Bay Area high school student shares shock of losing relatives in Gaza war

For many Palestinian Americans in the Bay Area, seeing the rise in civilian deaths from the war in Gaza is deeply personal, and especially difficult as Wednesday marks the 76th anniversary of the 1948 Israeli-Arab war, which forced hundreds of thousands of Palestinians to flee from their homes in what they call Nakba, meaning "catastrophe" in Arabic.
 
"Over 100 people in our family have been killed," said Zayna Elkarra, 15, a student at Lowell High School in San Francisco, "Every day, I wake up not knowing what's going to happen and who is alive."

Zayna says just 10 months ago, she had visited Gaza for the first time to see her family's ancestral home north of Rafah and meet her relatives.

"It was like I finally felt like I was at home. It was a feeling I'd never had before," Zayna said. "I met so much family and it was so nice because it was like they all knew me...and so many cousins, aunts, uncles."

Now, some of those family sites have been destroyed, and some of those relatives she met are gone.

"I have an uncle. He's been working his whole life to build this pharmacy from the floor up, and it started growing, and it's all destroyed," Zayna said, showing a photo of the pharmacy from the summer next to another image of the building destroyed.

Gaza health officials say more than 34,000 Palestinians have been killed in the war. For those who have lost loved ones, the pain is personal and difficult to process.

"We haven't had time to fully grieve, because we're still kind of trying to explain to people what's going on and trying to spread awareness and trying to get it to stop. Because as we're grieving, more and more things continue to happen," Zayna said. "I think the youngest person in our family was four months old, a baby."  

Zayna's mother, Dr. Manal Elkarra, says their relatives in Gaza are now refugees.

"They were all forced to flee. All of them have lost their homes.  We don't know of a single family member that has a house left," Dr. Elkarra said. "Everyone just kept moving away and away, and a lot of them ended in Rafah."

Monadel Herzallah is a San Francisco Palestinian American who says the displacement is a sad reminder of this Wednesday's 76th anniversary of the "nakba" catastrophe, when older generations of Palestinians were forced from their homes due to the 1948 Israeli-Arab war. Arab nations attacked Israel after the United Nations created the Israeli state on land where Palestinian families had lived.

Herzallah remembers his grandfather and grandmother being forced to flee from their home in Palestine. He says now he feels he understands their pain, seeing his own relatives living through this war.

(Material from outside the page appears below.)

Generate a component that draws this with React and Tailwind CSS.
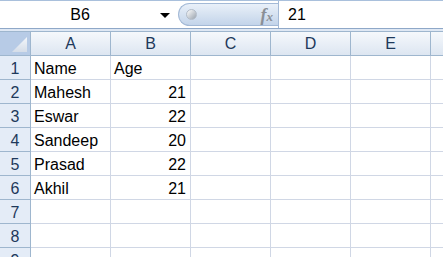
const cols = ["A", "B", "C", "D", "E", ""];

const rows = [
  ["Name", "Age"],
  ["Mahesh", 21],
  ["Eswar", 22],
  ["Sandeep", 20],
  ["Prasad", 22],
  ["Akhil", 21],
  ["", ""],
  ["", ""],
  ["", ""],
];

function FormulaBar() {
  return (
    <div className="flex h-[29px] border-t border-b border-t-[#a9c0dc] border-b-[#8fa8c8] bg-white">
      {/* name box */}
      <div className="relative flex w-[178px] items-center justify-center">
        <span className="pr-[18px] text-[16px] text-black">B6</span>
        <svg className="absolute right-[8px] top-[12px]" width="10" height="6" viewBox="0 0 10 6">
          <path d="M0 0h10L5 5z" fill="#000" />
        </svg>
      </div>
      {/* grip + fx */}
      <div className="my-[2px] flex w-[100px] items-center rounded-l-full border border-r-0 border-[#a3b9d6] bg-gradient-to-b from-[#e9f0f9] via-[#d6e2f1] to-[#c3d4ea] pl-[7px] pr-[5px]">
        <div className="h-[11px] w-[11px] rounded-full border border-[#b3bcc8] bg-gradient-to-br from-[#ffffff] to-[#9aa3ae]" />
        <span className="ml-auto font-['Liberation_Serif',serif] text-[18px] font-bold italic leading-none text-[#8a8f96]">
          f<span className="text-[13px]">x</span>
        </span>
      </div>
      <div className="flex flex-1 items-center border-l border-[#a3b9d6] pl-[9px]">
        <span className="text-[16px] text-black">21</span>
      </div>
    </div>
  );
}

export default function App() {
  return (
    <div className="h-[257px] w-[443px] overflow-hidden bg-white font-['Liberation_Sans',Arial,sans-serif]">
      <FormulaBar />
      <div className="h-[2px] bg-[#dfe8f4]" />
      <div className="grid grid-cols-[31px_repeat(6,80px)]">
        {/* corner */}
        <div className="relative h-[25px] border-r border-b border-t border-[#9eb6ce] bg-[#b7cbe6]">
          <svg className="absolute bottom-[3px] right-[3px]" width="15" height="15" viewBox="0 0 15 15">
            <defs>
              <linearGradient id="tri" x1="0" y1="0" x2="0" y2="1">
                <stop offset="0" stopColor="#f4f7fb" />
                <stop offset="1" stopColor="#d5dde8" />
              </linearGradient>
            </defs>
            <path d="M15 0V15H0z" fill="url(#tri)" />
          </svg>
        </div>
        {cols.map((c, i) => (
          <div
            key={i}
            className="flex h-[25px] items-center justify-center border-r border-b border-t border-[#9eb6ce] bg-gradient-to-b from-[#f5f8fc] to-[#dde6f1] text-[16px] text-[#1e395b]"
          >
            {c}
          </div>
        ))}

        {rows.map((r, i) => (
          <Row key={i} n={i + 1} cells={r} />
        ))}
      </div>
    </div>
  );
}

function Row({ n, cells }) {
  return (
    <>
      <div className="flex h-[24px] items-end justify-center border-r border-b border-r-[#9eb6ce] border-b-[#9eb6ce] bg-[#e4ecf7] text-[16px] leading-[20px] text-[#1e395b]">
        {n}
      </div>
      {cols.map((c, j) => {
        const v = cells[j];
        const isNum = typeof v === "number";
        return (
          <div
            key={j}
            className={`flex h-[24px] items-end border-r border-b border-[#d0d7e5] text-[16px] leading-[20px] text-black ${
              isNum ? "justify-end pr-[4px]" : "justify-start pl-[3px]"
            }`}
          >
            {v ?? ""}
          </div>
        );
      })}
    </>
  );
}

"I have lost 11 members of my family. One of them is 4 years old," Herzallah said. "They have been displaced, once, twice and three times...from Gaza City to Khan Yunis, to Rafah right now, where we hardly know what's happening at this point. The thing that hurts the most...you feel helpless, you feel unable to do anything for them."

"We want to simply live like everybody else," Herzallah added.